DIRECTIONS FOR THIS TASK => Repeat the listing that follows, character for character, minus the pictures.

DATA SEGMENT =>
——————————

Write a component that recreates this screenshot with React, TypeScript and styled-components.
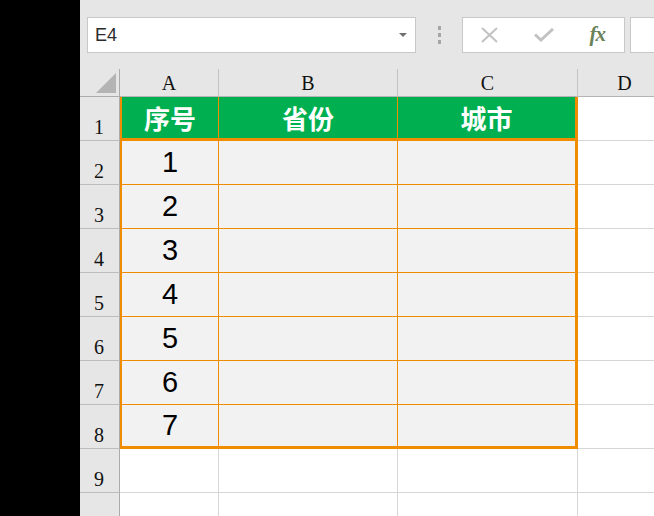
import React from "react";
import styled, { createGlobalStyle, css } from "styled-components";

const ORANGE = "#ef8c00";
const GRID = "#d6d6d6";
const HEAD_BG = "#e6e6e6";

const GlobalStyle = createGlobalStyle`
  html, body {
    margin: 0;
    padding: 0;
    background: #000;
  }
  body {
    width: 654px;
    height: 516px;
    overflow: hidden;
    font-family: "Liberation Sans", Arial, sans-serif;
  }
`;

const PageEl = styled.div`
  display: flex;
  width: 654px;
  height: 516px;
  overflow: hidden;
`;

const SideEl = styled.div`
  width: 80px;
  flex-shrink: 0;
  background: #000;
`;

const MainEl = styled.div`
  flex: 1;
  display: flex;
  flex-direction: column;
  background: #fff;
  overflow: hidden;
`;

const ToolbarEl = styled.div`
  height: 69px;
  flex-shrink: 0;
  box-sizing: border-box;
  padding: 17px 0 0 7px;
  background: ${HEAD_BG};
  display: flex;
  align-items: flex-start;
  gap: 0;
`;

const BoxEl = styled.div<{ $width: number; $gap?: number }>`
  width: ${(p) => p.$width}px;
  height: 36px;
  margin-left: ${(p) => p.$gap ?? 0}px;
  box-sizing: border-box;
  flex-shrink: 0;
  border: 1px solid #c8c8c8;
  background: #fff;
  display: flex;
  align-items: center;
`;

const NameTextEl = styled.span`
  flex: 1;
  padding-left: 7px;
  font-size: 18px;
  color: #2b2b2b;
`;

const ArrowEl = styled.span`
  width: 0;
  height: 0;
  margin-right: 8px;
  border-left: 4px solid transparent;
  border-right: 4px solid transparent;
  border-top: 4px solid #707070;
`;

const DotsEl = styled.div`
  width: 46px;
  height: 36px;
  flex-shrink: 0;
  display: flex;
  flex-direction: column;
  align-items: center;
  justify-content: center;
  gap: 3px;
`;

const DotEl = styled.span`
  width: 3px;
  height: 4px;
  background: #a6a6a6;
`;

const IconSlotEl = styled.span`
  flex: 1;
  display: flex;
  justify-content: center;
  align-items: center;
`;

const FxEl = styled.span`
  font-family: "Liberation Serif", "Times New Roman", serif;
  font-style: italic;
  font-weight: bold;
  font-size: 21px;
  color: #6a8258;
  letter-spacing: -1px;
  margin-top: -2px;
`;

const SheetEl = styled.div`
  display: grid;
  grid-template-columns: 40px 99px 179px 180px 94px;
  grid-auto-rows: 44px;
  grid-template-rows: 28px;
`;

type CellKind = "corner" | "colHead" | "rowHead" | "title" | "data" | "empty";

const CellEl = styled.div<{
  $kind: CellKind;
  $first?: boolean;
  $last?: boolean;
  $bottom?: boolean;
}>`
  box-sizing: border-box;
  display: flex;
  justify-content: center;
  align-items: center;
  overflow: hidden;
  border-right: 1px solid ${GRID};
  border-bottom: 1px solid ${GRID};

  ${(p) =>
    (p.$kind === "corner" || p.$kind === "colHead" || p.$kind === "rowHead") &&
    css`
      background: ${HEAD_BG};
      font-family: "Liberation Serif", "Times New Roman", serif;
      font-size: 20px;
      color: #111;
      border-right-color: #c4c4c4;
      border-bottom-color: #b4b4b4;
    `}

  ${(p) =>
    p.$kind === "colHead" &&
    css`
      padding-top: 2px;
    `}

  ${(p) =>
    p.$kind === "corner" &&
    css`
      justify-content: flex-end;
      align-items: flex-end;
      padding: 0 3px 3px 0;
      border-right-color: #ababab;
      border-bottom-color: #ababab;
    `}

  ${(p) =>
    p.$kind === "rowHead" &&
    css`
      align-items: flex-end;
      padding: 0 1px 3px 0;
      line-height: 1;
      border-right-color: #ababab;
      border-bottom-color: #bdbdbd;
    `}

  ${(p) =>
    p.$kind === "title" &&
    css`
      background: #00b050;
      color: #fff;
      font-family: "Noto Sans CJK SC", "Noto Sans", sans-serif;
      font-weight: bold;
      font-size: 26px;
      border-right-color: ${ORANGE};
      border-bottom: 3px solid ${ORANGE};
    `}

  ${(p) =>
    p.$kind === "data" &&
    css`
      background: #f2f2f2;
      color: #000;
      font-family: "Liberation Sans", Arial, sans-serif;
      font-size: 29px;
      border-right-color: ${ORANGE};
      border-bottom-color: ${ORANGE};
    `}

  ${(p) =>
    p.$first &&
    css`
      border-left: 2px solid ${ORANGE};
    `}

  ${(p) =>
    p.$last &&
    css`
      border-right: 3px solid ${ORANGE};
    `}

  ${(p) =>
    p.$bottom &&
    css`
      border-bottom: 3px solid ${ORANGE};
    `}
`;

const CloseIcon = () => (
  <svg width="17" height="16" viewBox="0 0 17 16">
    <path d="M1 1 L16 15 M16 1 L1 15" stroke="#c2c2c2" strokeWidth="2" fill="none" />
  </svg>
);

const CheckIcon = () => (
  <svg width="20" height="14" viewBox="0 0 20 14">
    <path d="M1 6.5 L7 12 L19 1" stroke="#c2c2c2" strokeWidth="3" fill="none" />
  </svg>
);

const CornerIcon = () => (
  <svg width="20" height="20" viewBox="0 0 20 20">
    <polygon points="20,0 20,20 0,20" fill="#b4b4b4" />
  </svg>
);

const titles = ["序号", "省份", "城市"];
const dataRows = [1, 2, 3, 4, 5, 6, 7];

export default function App() {
  return (
    <>
      <GlobalStyle />
      <PageEl>
        <SideEl />
        <MainEl>
          <ToolbarEl>
            <BoxEl $width={329}>
              <NameTextEl>E4</NameTextEl>
              <ArrowEl />
            </BoxEl>
            <DotsEl>
              <DotEl />
              <DotEl />
              <DotEl />
            </DotsEl>
            <BoxEl $width={163}>
              <IconSlotEl>
                <CloseIcon />
              </IconSlotEl>
              <IconSlotEl>
                <CheckIcon />
              </IconSlotEl>
              <IconSlotEl>
                <FxEl>fx</FxEl>
              </IconSlotEl>
            </BoxEl>
            <BoxEl $width={60} $gap={5} />
          </ToolbarEl>

          <SheetEl>
            <CellEl $kind="corner">
              <CornerIcon />
            </CellEl>
            {["A", "B", "C", "D"].map((c) => (
              <CellEl key={c} $kind="colHead">
                {c}
              </CellEl>
            ))}

            <CellEl $kind="rowHead">1</CellEl>
            {titles.map((t, i) => (
              <CellEl key={t} $kind="title" $first={i === 0} $last={i === 2}>
                {t}
              </CellEl>
            ))}
            <CellEl $kind="empty" />

            {dataRows.map((n, r) => (
              <React.Fragment key={n}>
                <CellEl $kind="rowHead">{n + 1}</CellEl>
                <CellEl $kind="data" $first $bottom={r === dataRows.length - 1}>
                  {n}
                </CellEl>
                <CellEl $kind="data" $bottom={r === dataRows.length - 1} />
                <CellEl $kind="data" $last $bottom={r === dataRows.length - 1} />
                <CellEl $kind="empty" />
              </React.Fragment>
            ))}

            <CellEl $kind="rowHead">9</CellEl>
            <CellEl $kind="empty" />
            <CellEl $kind="empty" />
            <CellEl $kind="empty" />
            <CellEl $kind="empty" />

            <CellEl $kind="rowHead" />
            <CellEl $kind="empty" />
            <CellEl $kind="empty" />
            <CellEl $kind="empty" />
            <CellEl $kind="empty" />
          </SheetEl>
        </MainEl>
      </PageEl>
    </>
  );
}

——————————

TASK OUTPUT =>
Write a component that recreates this screenshot with React, TypeScript and styled-components.
import React from "react";
import styled, { createGlobalStyle, css } from "styled-components";

const ORANGE = "#ef8c00";
const GRID = "#d6d6d6";
const HEAD_BG = "#e6e6e6";

const GlobalStyle = createGlobalStyle`
  html, body {
    margin: 0;
    padding: 0;
    background: #000;
  }
  body {
    width: 654px;
    height: 516px;
    overflow: hidden;
    font-family: "Liberation Sans", Arial, sans-serif;
  }
`;

const PageEl = styled.div`
  display: flex;
  width: 654px;
  height: 516px;
  overflow: hidden;
`;

const SideEl = styled.div`
  width: 80px;
  flex-shrink: 0;
  background: #000;
`;

const MainEl = styled.div`
  flex: 1;
  display: flex;
  flex-direction: column;
  background: #fff;
  overflow: hidden;
`;

const ToolbarEl = styled.div`
  height: 69px;
  flex-shrink: 0;
  box-sizing: border-box;
  padding: 17px 0 0 7px;
  background: ${HEAD_BG};
  display: flex;
  align-items: flex-start;
  gap: 0;
`;

const BoxEl = styled.div<{ $width: number; $gap?: number }>`
  width: ${(p) => p.$width}px;
  height: 36px;
  margin-left: ${(p) => p.$gap ?? 0}px;
  box-sizing: border-box;
  flex-shrink: 0;
  border: 1px solid #c8c8c8;
  background: #fff;
  display: flex;
  align-items: center;
`;

const NameTextEl = styled.span`
  flex: 1;
  padding-left: 7px;
  font-size: 18px;
  color: #2b2b2b;
`;

const ArrowEl = styled.span`
  width: 0;
  height: 0;
  margin-right: 8px;
  border-left: 4px solid transparent;
  border-right: 4px solid transparent;
  border-top: 4px solid #707070;
`;

const DotsEl = styled.div`
  width: 46px;
  height: 36px;
  flex-shrink: 0;
  display: flex;
  flex-direction: column;
  align-items: center;
  justify-content: center;
  gap: 3px;
`;

const DotEl = styled.span`
  width: 3px;
  height: 4px;
  background: #a6a6a6;
`;

const IconSlotEl = styled.span`
  flex: 1;
  display: flex;
  justify-content: center;
  align-items: center;
`;

const FxEl = styled.span`
  font-family: "Liberation Serif", "Times New Roman", serif;
  font-style: italic;
  font-weight: bold;
  font-size: 21px;
  color: #6a8258;
  letter-spacing: -1px;
  margin-top: -2px;
`;

const SheetEl = styled.div`
  display: grid;
  grid-template-columns: 40px 99px 179px 180px 94px;
  grid-auto-rows: 44px;
  grid-template-rows: 28px;
`;

type CellKind = "corner" | "colHead" | "rowHead" | "title" | "data" | "empty";

const CellEl = styled.div<{
  $kind: CellKind;
  $first?: boolean;
  $last?: boolean;
  $bottom?: boolean;
}>`
  box-sizing: border-box;
  display: flex;
  justify-content: center;
  align-items: center;
  overflow: hidden;
  border-right: 1px solid ${GRID};
  border-bottom: 1px solid ${GRID};

  ${(p) =>
    (p.$kind === "corner" || p.$kind === "colHead" || p.$kind === "rowHead") &&
    css`
      background: ${HEAD_BG};
      font-family: "Liberation Serif", "Times New Roman", serif;
      font-size: 20px;
      color: #111;
      border-right-color: #c4c4c4;
      border-bottom-color: #b4b4b4;
    `}

  ${(p) =>
    p.$kind === "colHead" &&
    css`
      padding-top: 2px;
    `}

  ${(p) =>
    p.$kind === "corner" &&
    css`
      justify-content: flex-end;
      align-items: flex-end;
      padding: 0 3px 3px 0;
      border-right-color: #ababab;
      border-bottom-color: #ababab;
    `}

  ${(p) =>
    p.$kind === "rowHead" &&
    css`
      align-items: flex-end;
      padding: 0 1px 3px 0;
      line-height: 1;
      border-right-color: #ababab;
      border-bottom-color: #bdbdbd;
    `}

  ${(p) =>
    p.$kind === "title" &&
    css`
      background: #00b050;
      color: #fff;
      font-family: "Noto Sans CJK SC", "Noto Sans", sans-serif;
      font-weight: bold;
      font-size: 26px;
      border-right-color: ${ORANGE};
      border-bottom: 3px solid ${ORANGE};
    `}

  ${(p) =>
    p.$kind === "data" &&
    css`
      background: #f2f2f2;
      color: #000;
      font-family: "Liberation Sans", Arial, sans-serif;
      font-size: 29px;
      border-right-color: ${ORANGE};
      border-bottom-color: ${ORANGE};
    `}

  ${(p) =>
    p.$first &&
    css`
      border-left: 2px solid ${ORANGE};
    `}

  ${(p) =>
    p.$last &&
    css`
      border-right: 3px solid ${ORANGE};
    `}

  ${(p) =>
    p.$bottom &&
    css`
      border-bottom: 3px solid ${ORANGE};
    `}
`;

const CloseIcon = () => (
  <svg width="17" height="16" viewBox="0 0 17 16">
    <path d="M1 1 L16 15 M16 1 L1 15" stroke="#c2c2c2" strokeWidth="2" fill="none" />
  </svg>
);

const CheckIcon = () => (
  <svg width="20" height="14" viewBox="0 0 20 14">
    <path d="M1 6.5 L7 12 L19 1" stroke="#c2c2c2" strokeWidth="3" fill="none" />
  </svg>
);

const CornerIcon = () => (
  <svg width="20" height="20" viewBox="0 0 20 20">
    <polygon points="20,0 20,20 0,20" fill="#b4b4b4" />
  </svg>
);

const titles = ["序号", "省份", "城市"];
const dataRows = [1, 2, 3, 4, 5, 6, 7];

export default function App() {
  return (
    <>
      <GlobalStyle />
      <PageEl>
        <SideEl />
        <MainEl>
          <ToolbarEl>
            <BoxEl $width={329}>
              <NameTextEl>E4</NameTextEl>
              <ArrowEl />
            </BoxEl>
            <DotsEl>
              <DotEl />
              <DotEl />
              <DotEl />
            </DotsEl>
            <BoxEl $width={163}>
              <IconSlotEl>
                <CloseIcon />
              </IconSlotEl>
              <IconSlotEl>
                <CheckIcon />
              </IconSlotEl>
              <IconSlotEl>
                <FxEl>fx</FxEl>
              </IconSlotEl>
            </BoxEl>
            <BoxEl $width={60} $gap={5} />
          </ToolbarEl>

          <SheetEl>
            <CellEl $kind="corner">
              <CornerIcon />
            </CellEl>
            {["A", "B", "C", "D"].map((c) => (
              <CellEl key={c} $kind="colHead">
                {c}
              </CellEl>
            ))}

            <CellEl $kind="rowHead">1</CellEl>
            {titles.map((t, i) => (
              <CellEl key={t} $kind="title" $first={i === 0} $last={i === 2}>
                {t}
              </CellEl>
            ))}
            <CellEl $kind="empty" />

            {dataRows.map((n, r) => (
              <React.Fragment key={n}>
                <CellEl $kind="rowHead">{n + 1}</CellEl>
                <CellEl $kind="data" $first $bottom={r === dataRows.length - 1}>
                  {n}
                </CellEl>
                <CellEl $kind="data" $bottom={r === dataRows.length - 1} />
                <CellEl $kind="data" $last $bottom={r === dataRows.length - 1} />
                <CellEl $kind="empty" />
              </React.Fragment>
            ))}

            <CellEl $kind="rowHead">9</CellEl>
            <CellEl $kind="empty" />
            <CellEl $kind="empty" />
            <CellEl $kind="empty" />
            <CellEl $kind="empty" />

            <CellEl $kind="rowHead" />
            <CellEl $kind="empty" />
            <CellEl $kind="empty" />
            <CellEl $kind="empty" />
            <CellEl $kind="empty" />
          </SheetEl>
        </MainEl>
      </PageEl>
    </>
  );
}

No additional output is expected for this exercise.